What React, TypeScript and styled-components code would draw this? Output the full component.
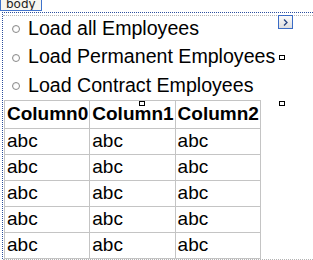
import styled, { createGlobalStyle } from "styled-components";

const GlobalStyle = createGlobalStyle`
  html, body {
    margin: 0;
    padding: 0;
    background: #ffffff;
  }
  body {
    font-family: "Liberation Sans", Arial, sans-serif;
    color: #000000;
    overflow: hidden;
  }
`;

const Page = styled.div`
  position: relative;
  width: 313px;
  height: 260px;
  overflow: hidden;
`;

const Tag = styled.div`
  display: block;
  width: fit-content;
  box-sizing: border-box;
  height: 11px;
  padding: 0 5px;
  border: 1px solid #3f73cc;
  border-top: none;
  background: #f7f6f0;
  font-family: "DejaVu Sans", Tahoma, sans-serif;
  font-size: 12px;
  line-height: 8px;
  color: #222222;
  overflow: hidden;
`;

const Surface = styled.div`
  margin-top: 1px;
  margin-left: 2px;
  border-top: 1px dotted #2c4f9e;
  border-left: 1px dotted #2c4f9e;
  height: 260px;
`;

const Form = styled.div`
  margin-top: 2px;
  border-top: 1px dotted #b4b4b4;
  border-bottom: 1px dotted #b4b4b4;
  width: 400px;
`;

const RadioList = styled.div`
  display: flex;
  flex-direction: column;
  margin-top: -2px;
  padding-left: 9px;
`;

const RadioRow = styled.label`
  display: flex;
  align-items: center;
  height: 28.5px;
  font-size: 19.6px;
  white-space: nowrap;
`;

const Circle = styled.span`
  box-sizing: border-box;
  width: 8px;
  height: 8px;
  margin-right: 8px;
  margin-top: 2px;
  border-radius: 50%;
  border: 1px solid #8a8a8a;
  background: radial-gradient(circle at 60% 60%, #ffffff 40%, #e2e2e2 100%);
`;

const Table = styled.table`
  border-collapse: collapse;
  margin-left: 1px;
  border-right: 1px solid #a0a0a0;
  border-bottom: 1px solid #a0a0a0;
`;

const Th = styled.th`
  box-sizing: border-box;
  height: 28px;
  padding: 0 1px 0 2px;
  border: 1px solid #c4c4c4;
  font-size: 19px;
  font-weight: bold;
  text-align: left;
`;

const Td = styled.td`
  box-sizing: border-box;
  height: 26px;
  padding: 0 2px;
  border: 1px solid #c4c4c4;
  font-size: 19px;
`;

const NextButton = styled.div`
  position: absolute;
  left: 278px;
  top: 15px;
  box-sizing: border-box;
  width: 15px;
  height: 14px;
  border: 1px solid #3b6cc6;
  background: linear-gradient(#fbfbfb, #dedede);
  display: flex;
  align-items: center;
  justify-content: center;
`;

const Handle = styled.span<{ $x: number; $y: number }>`
  position: absolute;
  left: ${({ $x }) => $x}px;
  top: ${({ $y }) => $y}px;
  box-sizing: border-box;
  width: 6px;
  height: 5px;
  border: 1px solid #000000;
  background: #ffffff;
`;

const labels = [
  "Load all Employees",
  "Load Permanent Employees",
  "Load Contract Employees",
];

const rows = Array.from({ length: 5 });

export default function App() {
  return (
    <Page>
      <GlobalStyle />
      <Tag>body</Tag>
      <Surface>
        <Form>
          <RadioList>
            {labels.map((label) => (
              <RadioRow key={label}>
                <Circle />
                {label}
              </RadioRow>
            ))}
          </RadioList>
          <Table>
            <thead>
              <tr>
                <Th>Column0</Th>
                <Th>Column1</Th>
                <Th>Column2</Th>
              </tr>
            </thead>
            <tbody>
              {rows.map((_, i) => (
                <tr key={i}>
                  <Td>abc</Td>
                  <Td>abc</Td>
                  <Td>abc</Td>
                </tr>
              ))}
            </tbody>
          </Table>
        </Form>
      </Surface>
      <NextButton>
        <svg width="5" height="7" viewBox="0 0 5 7">
          <path d="M1 0.5 L4 3.5 L1 6.5" fill="none" stroke="#23407e" strokeWidth="1.3" />
        </svg>
      </NextButton>
      <Handle $x={279} $y={55} />
      <Handle $x={279} $y={101} />
      <Handle $x={139} $y={101} />
    </Page>
  );
}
______________________________
### To be done
Restate the data above exactly, stripping out each image.

### Full solution
What React, TypeScript and styled-components code would draw this? Output the full component.
import styled, { createGlobalStyle } from "styled-components";

const GlobalStyle = createGlobalStyle`
  html, body {
    margin: 0;
    padding: 0;
    background: #ffffff;
  }
  body {
    font-family: "Liberation Sans", Arial, sans-serif;
    color: #000000;
    overflow: hidden;
  }
`;

const Page = styled.div`
  position: relative;
  width: 313px;
  height: 260px;
  overflow: hidden;
`;

const Tag = styled.div`
  display: block;
  width: fit-content;
  box-sizing: border-box;
  height: 11px;
  padding: 0 5px;
  border: 1px solid #3f73cc;
  border-top: none;
  background: #f7f6f0;
  font-family: "DejaVu Sans", Tahoma, sans-serif;
  font-size: 12px;
  line-height: 8px;
  color: #222222;
  overflow: hidden;
`;

const Surface = styled.div`
  margin-top: 1px;
  margin-left: 2px;
  border-top: 1px dotted #2c4f9e;
  border-left: 1px dotted #2c4f9e;
  height: 260px;
`;

const Form = styled.div`
  margin-top: 2px;
  border-top: 1px dotted #b4b4b4;
  border-bottom: 1px dotted #b4b4b4;
  width: 400px;
`;

const RadioList = styled.div`
  display: flex;
  flex-direction: column;
  margin-top: -2px;
  padding-left: 9px;
`;

const RadioRow = styled.label`
  display: flex;
  align-items: center;
  height: 28.5px;
  font-size: 19.6px;
  white-space: nowrap;
`;

const Circle = styled.span`
  box-sizing: border-box;
  width: 8px;
  height: 8px;
  margin-right: 8px;
  margin-top: 2px;
  border-radius: 50%;
  border: 1px solid #8a8a8a;
  background: radial-gradient(circle at 60% 60%, #ffffff 40%, #e2e2e2 100%);
`;

const Table = styled.table`
  border-collapse: collapse;
  margin-left: 1px;
  border-right: 1px solid #a0a0a0;
  border-bottom: 1px solid #a0a0a0;
`;

const Th = styled.th`
  box-sizing: border-box;
  height: 28px;
  padding: 0 1px 0 2px;
  border: 1px solid #c4c4c4;
  font-size: 19px;
  font-weight: bold;
  text-align: left;
`;

const Td = styled.td`
  box-sizing: border-box;
  height: 26px;
  padding: 0 2px;
  border: 1px solid #c4c4c4;
  font-size: 19px;
`;

const NextButton = styled.div`
  position: absolute;
  left: 278px;
  top: 15px;
  box-sizing: border-box;
  width: 15px;
  height: 14px;
  border: 1px solid #3b6cc6;
  background: linear-gradient(#fbfbfb, #dedede);
  display: flex;
  align-items: center;
  justify-content: center;
`;

const Handle = styled.span<{ $x: number; $y: number }>`
  position: absolute;
  left: ${({ $x }) => $x}px;
  top: ${({ $y }) => $y}px;
  box-sizing: border-box;
  width: 6px;
  height: 5px;
  border: 1px solid #000000;
  background: #ffffff;
`;

const labels = [
  "Load all Employees",
  "Load Permanent Employees",
  "Load Contract Employees",
];

const rows = Array.from({ length: 5 });

export default function App() {
  return (
    <Page>
      <GlobalStyle />
      <Tag>body</Tag>
      <Surface>
        <Form>
          <RadioList>
            {labels.map((label) => (
              <RadioRow key={label}>
                <Circle />
                {label}
              </RadioRow>
            ))}
          </RadioList>
          <Table>
            <thead>
              <tr>
                <Th>Column0</Th>
                <Th>Column1</Th>
                <Th>Column2</Th>
              </tr>
            </thead>
            <tbody>
              {rows.map((_, i) => (
                <tr key={i}>
                  <Td>abc</Td>
                  <Td>abc</Td>
                  <Td>abc</Td>
                </tr>
              ))}
            </tbody>
          </Table>
        </Form>
      </Surface>
      <NextButton>
        <svg width="5" height="7" viewBox="0 0 5 7">
          <path d="M1 0.5 L4 3.5 L1 6.5" fill="none" stroke="#23407e" strokeWidth="1.3" />
        </svg>
      </NextButton>
      <Handle $x={279} $y={55} />
      <Handle $x={279} $y={101} />
      <Handle $x={139} $y={101} />
    </Page>
  );
}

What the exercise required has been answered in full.